## DATA
┌──

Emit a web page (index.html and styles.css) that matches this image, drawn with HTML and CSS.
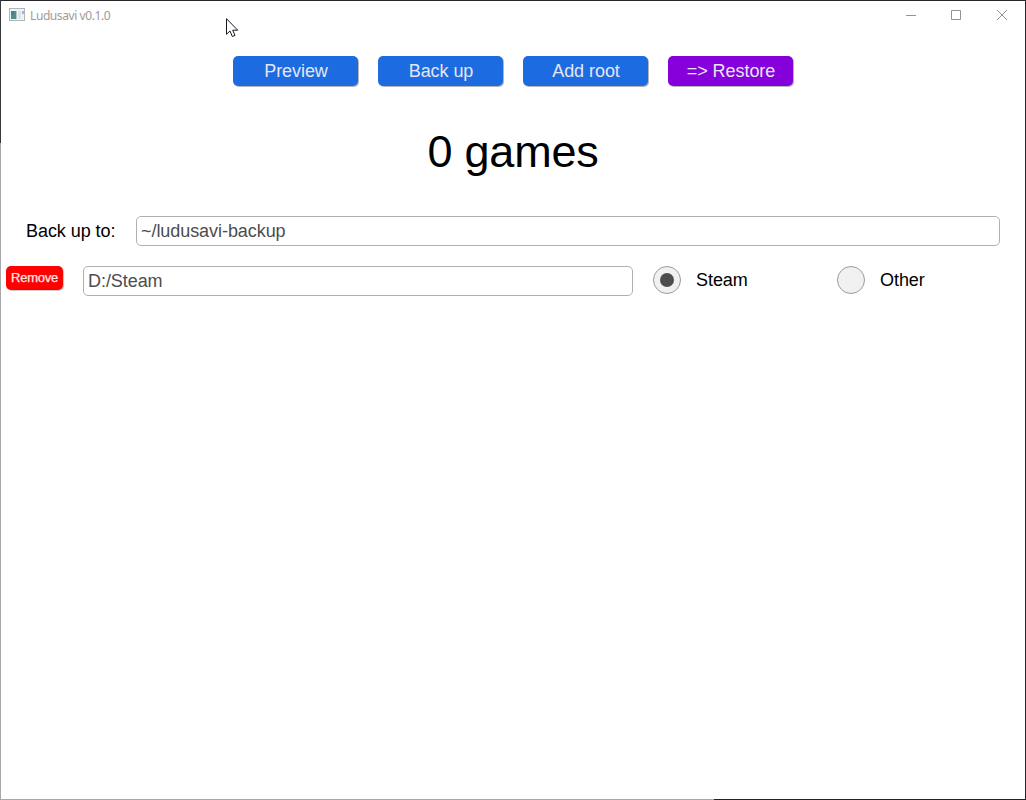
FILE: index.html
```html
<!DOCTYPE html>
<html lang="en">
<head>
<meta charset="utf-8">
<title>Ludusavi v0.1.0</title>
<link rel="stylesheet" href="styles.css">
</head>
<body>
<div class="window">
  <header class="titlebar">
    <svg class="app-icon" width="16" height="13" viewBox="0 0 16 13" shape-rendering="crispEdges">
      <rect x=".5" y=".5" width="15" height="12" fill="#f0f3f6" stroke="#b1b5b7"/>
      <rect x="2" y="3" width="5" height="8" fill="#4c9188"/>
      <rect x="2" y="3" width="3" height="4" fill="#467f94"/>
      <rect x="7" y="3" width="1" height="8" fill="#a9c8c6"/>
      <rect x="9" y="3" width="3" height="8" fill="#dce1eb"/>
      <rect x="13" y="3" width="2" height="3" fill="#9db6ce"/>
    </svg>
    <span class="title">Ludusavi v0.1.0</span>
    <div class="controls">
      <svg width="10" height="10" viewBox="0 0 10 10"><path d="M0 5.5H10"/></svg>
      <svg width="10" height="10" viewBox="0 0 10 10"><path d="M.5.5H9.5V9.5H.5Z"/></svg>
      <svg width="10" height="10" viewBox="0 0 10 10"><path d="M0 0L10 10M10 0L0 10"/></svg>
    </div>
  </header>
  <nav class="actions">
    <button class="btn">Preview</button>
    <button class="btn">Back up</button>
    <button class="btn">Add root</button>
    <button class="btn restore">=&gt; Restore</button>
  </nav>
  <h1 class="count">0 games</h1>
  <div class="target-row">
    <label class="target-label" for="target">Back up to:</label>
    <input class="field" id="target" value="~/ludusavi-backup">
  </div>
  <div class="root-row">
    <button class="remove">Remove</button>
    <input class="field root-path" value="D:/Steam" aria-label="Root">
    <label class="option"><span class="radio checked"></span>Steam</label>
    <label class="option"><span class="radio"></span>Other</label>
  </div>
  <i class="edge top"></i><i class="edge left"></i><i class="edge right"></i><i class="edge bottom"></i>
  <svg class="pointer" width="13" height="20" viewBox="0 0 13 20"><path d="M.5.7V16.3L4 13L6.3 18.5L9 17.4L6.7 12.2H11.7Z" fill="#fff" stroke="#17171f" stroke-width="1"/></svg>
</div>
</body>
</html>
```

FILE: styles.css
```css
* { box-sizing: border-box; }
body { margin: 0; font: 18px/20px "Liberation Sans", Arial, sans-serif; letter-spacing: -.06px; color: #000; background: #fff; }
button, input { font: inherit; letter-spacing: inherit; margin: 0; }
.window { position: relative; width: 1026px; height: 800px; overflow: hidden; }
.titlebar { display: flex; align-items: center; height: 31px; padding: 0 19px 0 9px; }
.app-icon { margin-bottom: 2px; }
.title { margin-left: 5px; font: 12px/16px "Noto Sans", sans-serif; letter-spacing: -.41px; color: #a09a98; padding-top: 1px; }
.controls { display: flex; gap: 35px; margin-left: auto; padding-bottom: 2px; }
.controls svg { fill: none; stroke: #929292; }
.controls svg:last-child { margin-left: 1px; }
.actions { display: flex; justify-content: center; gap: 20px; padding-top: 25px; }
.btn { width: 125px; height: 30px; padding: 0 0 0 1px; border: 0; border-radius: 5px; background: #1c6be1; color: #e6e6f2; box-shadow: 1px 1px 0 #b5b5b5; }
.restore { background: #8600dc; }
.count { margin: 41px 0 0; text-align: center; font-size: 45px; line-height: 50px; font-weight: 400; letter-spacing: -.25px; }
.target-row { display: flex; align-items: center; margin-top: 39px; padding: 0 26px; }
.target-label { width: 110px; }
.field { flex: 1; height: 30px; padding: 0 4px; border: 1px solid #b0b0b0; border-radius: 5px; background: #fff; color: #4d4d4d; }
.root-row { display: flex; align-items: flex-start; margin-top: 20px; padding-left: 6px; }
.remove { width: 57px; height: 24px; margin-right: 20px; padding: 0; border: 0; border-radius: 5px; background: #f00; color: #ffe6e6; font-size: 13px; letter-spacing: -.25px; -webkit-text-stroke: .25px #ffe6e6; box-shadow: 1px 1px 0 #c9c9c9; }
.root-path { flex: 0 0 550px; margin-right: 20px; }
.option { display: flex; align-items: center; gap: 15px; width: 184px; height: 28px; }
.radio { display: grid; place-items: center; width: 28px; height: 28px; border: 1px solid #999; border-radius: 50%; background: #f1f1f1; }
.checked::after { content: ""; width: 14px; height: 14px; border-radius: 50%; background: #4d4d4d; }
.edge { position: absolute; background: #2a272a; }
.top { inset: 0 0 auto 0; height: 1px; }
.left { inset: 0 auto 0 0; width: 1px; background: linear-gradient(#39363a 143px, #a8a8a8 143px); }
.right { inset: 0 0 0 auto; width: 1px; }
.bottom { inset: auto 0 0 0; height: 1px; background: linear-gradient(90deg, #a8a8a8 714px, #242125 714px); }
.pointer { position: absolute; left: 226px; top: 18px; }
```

└──

## AIM OF THE TASK
Repeat the material above in full and unchanged, minus its images.

## RESPONSE TO THE EXERCISE
Emit a web page (index.html and styles.css) that matches this image, drawn with HTML and CSS.
FILE: index.html
```html
<!DOCTYPE html>
<html lang="en">
<head>
<meta charset="utf-8">
<title>Ludusavi v0.1.0</title>
<link rel="stylesheet" href="styles.css">
</head>
<body>
<div class="window">
  <header class="titlebar">
    <svg class="app-icon" width="16" height="13" viewBox="0 0 16 13" shape-rendering="crispEdges">
      <rect x=".5" y=".5" width="15" height="12" fill="#f0f3f6" stroke="#b1b5b7"/>
      <rect x="2" y="3" width="5" height="8" fill="#4c9188"/>
      <rect x="2" y="3" width="3" height="4" fill="#467f94"/>
      <rect x="7" y="3" width="1" height="8" fill="#a9c8c6"/>
      <rect x="9" y="3" width="3" height="8" fill="#dce1eb"/>
      <rect x="13" y="3" width="2" height="3" fill="#9db6ce"/>
    </svg>
    <span class="title">Ludusavi v0.1.0</span>
    <div class="controls">
      <svg width="10" height="10" viewBox="0 0 10 10"><path d="M0 5.5H10"/></svg>
      <svg width="10" height="10" viewBox="0 0 10 10"><path d="M.5.5H9.5V9.5H.5Z"/></svg>
      <svg width="10" height="10" viewBox="0 0 10 10"><path d="M0 0L10 10M10 0L0 10"/></svg>
    </div>
  </header>
  <nav class="actions">
    <button class="btn">Preview</button>
    <button class="btn">Back up</button>
    <button class="btn">Add root</button>
    <button class="btn restore">=&gt; Restore</button>
  </nav>
  <h1 class="count">0 games</h1>
  <div class="target-row">
    <label class="target-label" for="target">Back up to:</label>
    <input class="field" id="target" value="~/ludusavi-backup">
  </div>
  <div class="root-row">
    <button class="remove">Remove</button>
    <input class="field root-path" value="D:/Steam" aria-label="Root">
    <label class="option"><span class="radio checked"></span>Steam</label>
    <label class="option"><span class="radio"></span>Other</label>
  </div>
  <i class="edge top"></i><i class="edge left"></i><i class="edge right"></i><i class="edge bottom"></i>
  <svg class="pointer" width="13" height="20" viewBox="0 0 13 20"><path d="M.5.7V16.3L4 13L6.3 18.5L9 17.4L6.7 12.2H11.7Z" fill="#fff" stroke="#17171f" stroke-width="1"/></svg>
</div>
</body>
</html>
```

FILE: styles.css
```css
* { box-sizing: border-box; }
body { margin: 0; font: 18px/20px "Liberation Sans", Arial, sans-serif; letter-spacing: -.06px; color: #000; background: #fff; }
button, input { font: inherit; letter-spacing: inherit; margin: 0; }
.window { position: relative; width: 1026px; height: 800px; overflow: hidden; }
.titlebar { display: flex; align-items: center; height: 31px; padding: 0 19px 0 9px; }
.app-icon { margin-bottom: 2px; }
.title { margin-left: 5px; font: 12px/16px "Noto Sans", sans-serif; letter-spacing: -.41px; color: #a09a98; padding-top: 1px; }
.controls { display: flex; gap: 35px; margin-left: auto; padding-bottom: 2px; }
.controls svg { fill: none; stroke: #929292; }
.controls svg:last-child { margin-left: 1px; }
.actions { display: flex; justify-content: center; gap: 20px; padding-top: 25px; }
.btn { width: 125px; height: 30px; padding: 0 0 0 1px; border: 0; border-radius: 5px; background: #1c6be1; color: #e6e6f2; box-shadow: 1px 1px 0 #b5b5b5; }
.restore { background: #8600dc; }
.count { margin: 41px 0 0; text-align: center; font-size: 45px; line-height: 50px; font-weight: 400; letter-spacing: -.25px; }
.target-row { display: flex; align-items: center; margin-top: 39px; padding: 0 26px; }
.target-label { width: 110px; }
.field { flex: 1; height: 30px; padding: 0 4px; border: 1px solid #b0b0b0; border-radius: 5px; background: #fff; color: #4d4d4d; }
.root-row { display: flex; align-items: flex-start; margin-top: 20px; padding-left: 6px; }
.remove { width: 57px; height: 24px; margin-right: 20px; padding: 0; border: 0; border-radius: 5px; background: #f00; color: #ffe6e6; font-size: 13px; letter-spacing: -.25px; -webkit-text-stroke: .25px #ffe6e6; box-shadow: 1px 1px 0 #c9c9c9; }
.root-path { flex: 0 0 550px; margin-right: 20px; }
.option { display: flex; align-items: center; gap: 15px; width: 184px; height: 28px; }
.radio { display: grid; place-items: center; width: 28px; height: 28px; border: 1px solid #999; border-radius: 50%; background: #f1f1f1; }
.checked::after { content: ""; width: 14px; height: 14px; border-radius: 50%; background: #4d4d4d; }
.edge { position: absolute; background: #2a272a; }
.top { inset: 0 0 auto 0; height: 1px; }
.left { inset: 0 auto 0 0; width: 1px; background: linear-gradient(#39363a 143px, #a8a8a8 143px); }
.right { inset: 0 0 0 auto; width: 1px; }
.bottom { inset: auto 0 0 0; height: 1px; background: linear-gradient(90deg, #a8a8a8 714px, #242125 714px); }
.pointer { position: absolute; left: 226px; top: 18px; }
```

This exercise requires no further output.